Regularization was designed to solve the problem of overfitting by controlling model complexity mathematically. Early machine learning models could easily memorize data, so adding a penalty term was a simple and effective way to keep models simpler. Alternatives like early stopping or pruning exist, but regularization integrates directly into training and is mathematically elegant. It also allows smooth control over complexity via a parameter, making it flexible and widely applicable.

┌───────────────┐
│ Training Data │
└──────┬────────┘
       │
       ▼
┌─────────────────────────────┐
│ Model Parameters (Weights)   │
└─────────────┬───────────────┘
              │
              ▼
┌─────────────────────────────┐
│ Loss Function = Error + Penalty │
│ (e.g., MSE + λ * sum(weights²))│
└─────────────┬───────────────┘
              │
              ▼
┌─────────────────────────────┐
│ Optimizer Updates Weights    │
│ to Minimize Loss             │
└─────────────────────────────┘

Myth Busters - 4 Common Misconceptions

Quick: Does regularization always improve model accuracy on training data? Commit to yes or no.

Common Belief:Regularization always makes the model more accurate on training data.

Tap to reveal reality

Quick: Does L1 regularization shrink weights smoothly or set some exactly to zero? Commit to your answer.

Common Belief:L1 regularization just shrinks weights like L2 but does not make any zero.

Tap to reveal reality

Quick: Is regularization a magic fix that always prevents overfitting? Commit to yes or no.

Common Belief:Regularization alone guarantees no overfitting in any model.

Tap to reveal reality

Quick: Does regularization only affect weights or also biases? Commit to your answer.

Common Belief:Regularization applies equally to all parameters including biases.

Tap to reveal reality

Expert Zone

1

Regularization strength interacts with learning rate and batch size, affecting training stability and convergence.

2

Different layers may benefit from different regularization types or strengths, especially in deep networks.

3

Regularization can implicitly encourage the model to find flatter minima, which are linked to better generalization.

When NOT to use

Regularization is less effective when data is very limited or extremely noisy; in such cases, data augmentation or simpler models may be better. Also, for some models like decision trees, other techniques like pruning or ensemble methods are preferred.

Production Patterns

In production, regularization is combined with early stopping, dropout, and batch normalization to robustly prevent overfitting.

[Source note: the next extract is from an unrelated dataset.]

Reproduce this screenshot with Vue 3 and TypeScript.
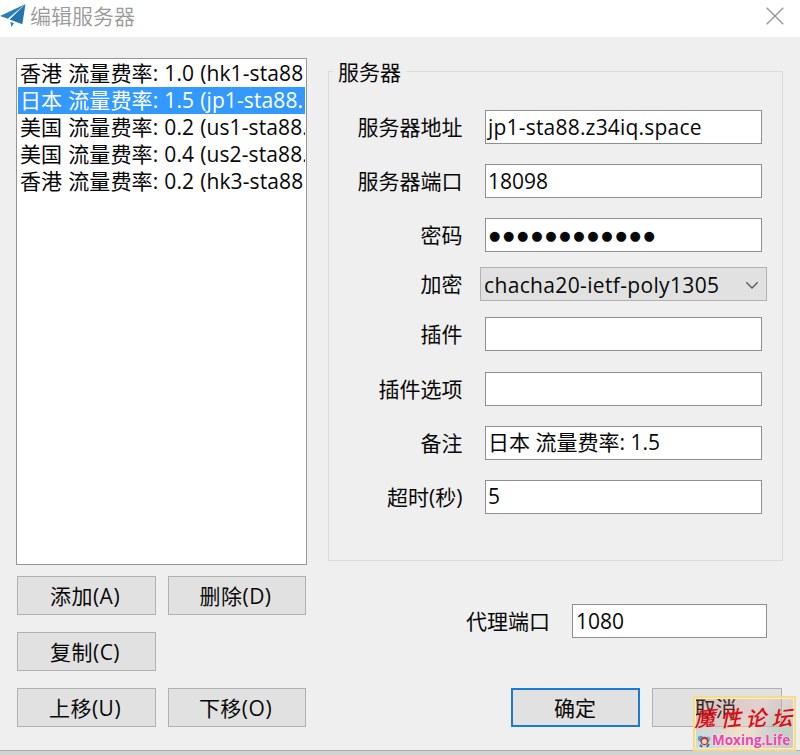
<script setup lang="ts">
import { ref } from 'vue'

interface Field {
  label: string
  value: string
  kind: 'text' | 'password' | 'select'
  tone?: string
}

const servers: string[] = [
  '香港 流量费率: 1.0 (hk1-sta88',
  '日本 流量费率: 1.5 (jp1-sta88.',
  '美国 流量费率: 0.2 (us1-sta88.',
  '美国 流量费率: 0.4 (us2-sta88.',
  '香港 流量费率: 0.2 (hk3-sta88',
]
const selected = ref(1)

const fields: Field[] = [
  { label: '服务器地址', value: 'jp1-sta88.z34iq.space', kind: 'text', tone: 'host' },
  { label: '服务器端口', value: '18098', kind: 'text' },
  { label: '密码', value: '●●●●●●●●●●●●', kind: 'password' },
  { label: '加密', value: 'chacha20-ietf-poly1305', kind: 'select' },
  { label: '插件', value: '', kind: 'text' },
  { label: '插件选项', value: '', kind: 'text' },
  { label: '备注', value: '日本 流量费率: 1.5', kind: 'text', tone: 'remark' },
  { label: '超时(秒)', value: '5', kind: 'text' },
]
</script>

<template>
  <div class="window">
    <header class="titlebar">
      <svg class="plane" width="27" height="28" viewBox="0 0 27 28">
        <path d="M0 16 L25.5 4 L7.8 18.7 Z" fill="#2b80b9" />
        <path d="M25.5 4 L22.3 24.3 L9.6 19.6 Z" fill="#2474ad" />
        <path d="M10.4 21.8 L14 23.3 L11.3 27 Z" fill="#2b80b9" />
      </svg>
      <h1 class="title">编辑服务器</h1>
      <svg class="close" width="20" height="20" viewBox="0 0 20 20">
        <path d="M1.7 1.7 L18.3 18.3 M18.3 1.7 L1.7 18.3" fill="none" stroke="#999" stroke-width="1.4" />
      </svg>
    </header>

    <main class="content">
      <section class="left">
        <ul class="list">
          <li
            v-for="(server, i) in servers"
            :key="i"
            :class="{ active: i === selected }"
            @click="selected = i"
          >{{ server }}</li>
        </ul>
        <div class="actions">
          <button class="btn">添加(A)</button>
          <button class="btn">删除(D)</button>
          <button class="btn">复制(C)</button>
          <span></span>
          <button class="btn">上移(U)</button>
          <button class="btn">下移(O)</button>
        </div>
      </section>

      <section class="right">
        <fieldset class="group">
          <legend>服务器</legend>
          <div v-for="f in fields" :key="f.label" class="row" :class="'row-' + f.kind">
            <span class="label">{{ f.label }}</span>
            <div class="box" :class="[f.kind, f.tone]">
              <span class="value">{{ f.value }}</span>
              <svg v-if="f.kind === 'select'" width="14" height="9" viewBox="0 0 14 9">
                <path d="M1.3 1.3 L7 7 L12.7 1.3" fill="none" stroke="#555" stroke-width="1.3" />
              </svg>
            </div>
          </div>
        </fieldset>
        <div class="proxy">
          <span class="label">代理端口</span>
          <div class="box">1080</div>
        </div>
        <div class="confirm">
          <button class="btn primary">确定</button>
          <button class="btn">取消</button>
        </div>
      </section>
    </main>

    <div class="mark">
      <div class="mark-cn"><span>魔</span><span>性</span><span>论</span><span>坛</span></div>
      <div class="mark-en">
        <svg width="14" height="14" viewBox="0 0 14 14">
          <circle cx="3.6" cy="4.6" r="2.8" fill="#4ba3ce" />
          <circle cx="11" cy="5" r="2.5" fill="#65bede" />
          <circle cx="7.5" cy="7" r="4.2" fill="#c7323c" />
          <circle cx="7.4" cy="7.6" r="2.5" fill="#f5d5c9" />
          <path d="M3 11 L5 13 M12 10 L10 13" stroke="#276c9e" stroke-width="1.8" />
        </svg>
        <span>Moxing.Life</span>
      </div>
    </div>
  </div>
</template>

<style>
body {
  margin: 0;
  background: #d2d2d2;
  overflow: hidden;
}
</style>

<style scoped>
.window {
  position: relative;
  box-sizing: border-box;
  width: 800px;
  height: 751px;
  background: #efefef;
  border-bottom: 1px solid #aaa;
  box-shadow: 0 1px 3px #aaa;
  font-family: 'Open Sans', 'Noto Sans CJK SC', sans-serif;
  font-size: 21px;
  line-height: 27px;
  color: #080808;
}
.titlebar {
  display: flex;
  align-items: flex-start;
  height: 37px;
  background: #fff;
}
.plane { flex: none; }
.title {
  margin: 3px auto 0 3px;
  font-size: 21px;
  font-weight: 350;
  line-height: 27px;
  color: #999;
}
.close { margin: 6px 15px 0 0; }
.content {
  display: flex;
  gap: 21px;
  padding: 21px 17px 0 16px;
}
.left { width: 291px; }
.list {
  box-sizing: border-box;
  height: 507px;
  margin: 0;
  padding: 1px;
  list-style: none;
  background: #fff;
  border: 1px solid #969696;
}
.list li {
  height: 27px;
  padding-left: 2px;
  line-height: 27.5px;
  letter-spacing: 0.1px;
  word-spacing: 0.5px;
  white-space: nowrap;
  overflow: hidden;
}
.list li.active {
  background: #3399ff;
  color: #fff;
}
.actions {
  display: grid;
  grid-template-columns: 139px 138px;
  grid-auto-rows: 39px;
  gap: 17px 12px;
  padding: 11px 0 0 1px;
}
.btn {
  box-sizing: border-box;
  height: 39px;
  padding: 0 3px 0 0;
  border: 1px solid #b1b1b1;
  background: #e1e1e1;
  font: inherit;
  line-height: 36px;
  color: inherit;
}
.actions .btn { letter-spacing: 0.5px; }
.right { width: 455px; }
.group {
  box-sizing: border-box;
  width: 455px;
  height: 503px;
  margin: 0;
  padding: 25px 20px 0 10px;
  border: 1px solid #dcdcdc;
}
.group legend {
  height: 27px;
  margin-left: -6px;
  padding: 0 5px;
  line-height: 29px;
}
.row {
  display: flex;
  justify-content: flex-end;
  height: 34px;
  margin-bottom: 20.2px;
}
.row .label {
  margin-right: 22.5px;
  line-height: 34px;
}
.box {
  box-sizing: border-box;
  display: flex;
  align-items: center;
  width: 277px;
  height: 34px;
  padding: 0 2px;
  border: 1px solid #8f8f8f;
  background: #fff;
  white-space: pre;
}
.box.host { letter-spacing: 0.2px; }
.row-password { margin-bottom: 15px; }
.box.password .value {
  font-family: 'DejaVu Sans', sans-serif;
  font-size: 13px;
  letter-spacing: 2.7px;
  padding-left: 1px;
}
.row-select { margin: 0 -5px 16px 0; }
.row-select .label { margin-right: 17.5px; }
.box.select {
  width: 287px;
  justify-content: space-between;
  padding: 2px 7px 0 3px;
  border-color: #b1b1b1;
  background: #e1e1e1;
  letter-spacing: 0.35px;
}
.proxy {
  display: flex;
  justify-content: flex-end;
  margin: 43px 16px 0 0;
}
.proxy .label {
  margin-right: 22px;
  line-height: 34px;
}
.proxy .box { width: 195px; padding-left: 3px; }
.confirm {
  display: flex;
  justify-content: flex-end;
  gap: 12px;
  margin: 50px 1px 0 0;
}
.confirm .btn { width: 130px; }
.confirm .primary {
  width: 129px;
  padding-right: 1px;
  border: 2px solid #1a7cce;
  line-height: 34px;
}
.mark {
  position: absolute;
  left: 693px;
  top: 696px;
  box-sizing: border-box;
  width: 103px;
  height: 55px;
  border: 2px solid #f5dc8d;
  outline: 1px solid #fff0b8;
  outline-offset: -3px;
  background:
    radial-gradient(circle at 8% 90%, #afe6e7aa, transparent 30%),
    radial-gradient(circle at 45% 75%, #f4eac088, transparent 35%),
    radial-gradient(circle at 90% 75%, #a8c9bb88, transparent 40%),
    linear-gradient(110deg, #b0706044, #e5a59d44 60%, #a0909055);
}
.mark-cn {
  display: grid;
  grid-template-columns: repeat(4, 25.7px);
  height: 34px;
  padding: 8px 0 0 1px;
  box-sizing: border-box;
  font-family: 'Noto Sans CJK SC', sans-serif;
  font-size: 21px;
  font-weight: 500;
  line-height: 22px;
  color: #e00b12;
}
.mark-cn span {
  width: 21px;
  transform: skew(-12deg, -6deg);
}
.mark-en {
  display: flex;
  align-items: center;
  height: 17px;
  padding-left: 2px;
  font-size: 13.5px;
  font-weight: 700;
  line-height: 17px;
  color: #ed45a8;
  text-shadow: 0 0 2px #fff;
}
.mark-en span { margin-left: 1px; }
</style>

Hyperparameter tuning frameworks automate finding the best regularization strength. Sparse models from L1 regularization are used for feature selection and model compression.

Connections

Bias-Variance Tradeoff

Regularization directly controls model complexity, which balances bias and variance.

Understanding regularization helps grasp how to reduce variance (overfitting) while managing bias (underfitting).

Occam's Razor (Philosophy)

Regularization embodies Occam's Razor by preferring simpler explanations (models) over complex ones.

Knowing this philosophical principle clarifies why simpler models often generalize better.

Weight Decay in Physics Simulations

Weight decay in neural networks is analogous to friction slowing down motion in physics.

This cross-domain link shows how adding resistance (penalty) stabilizes systems, whether physical or computational.

Common Pitfalls

#1Applying too strong regularization and causing underfitting.

Wrong approach:model = tf.keras.Sequential([ tf.keras.layers.Dense(64, activation='relu', kernel_regularizer=tf.keras.regularizers.l2(10.0)), tf.keras.layers.Dense(10) ])

Correct approach:model = tf.keras.Sequential([ tf.keras.layers.Dense(64, activation='relu', kernel_regularizer=tf.keras.regularizers.l2(0.01)), tf.keras.layers.Dense(10) ])

Root cause:Misunderstanding the scale of the regularization parameter leads to excessive penalty, preventing the model from learning important patterns.

#2Forgetting to add regularization losses to the total loss during training.

Wrong approach:loss = tf.keras.losses.SparseCategoricalCrossentropy()(y_true, y_pred) # Missing regularization loss

Correct approach:loss = tf.keras.losses.SparseCategoricalCrossentropy()(y_true, y_pred) + sum(model.losses) # Includes regularization

Root cause:Not including regularization losses means the penalty is ignored, so regularization has no effect.

#3Regularizing biases unnecessarily, hurting model performance.

Wrong approach:tf.keras.layers.Dense(64, activation='relu', kernel_regularizer=tf.keras.regularizers.l2(0.01), bias_regularizer=tf.keras.regularizers.l2(0.01))

Correct approach:tf.keras.layers.Dense(64, activation='relu', kernel_regularizer=tf.keras.regularizers.l2(0.01)) # No bias regularizer

Root cause:Assuming all parameters should be regularized ignores that biases usually do not increase complexity significantly.

Key Takeaways

Regularization helps models avoid overfitting by adding a penalty that limits complexity during training.

L2 regularization shrinks weights smoothly, while L1 regularization encourages sparsity by setting some weights to zero.

Choosing the right regularization strength is crucial to balance fitting data well and keeping the model simple.

In TensorFlow, regularization must be explicitly added to layers and included in the loss function to work.

Regularization not only controls weights but also guides training to find stable solutions that generalize better.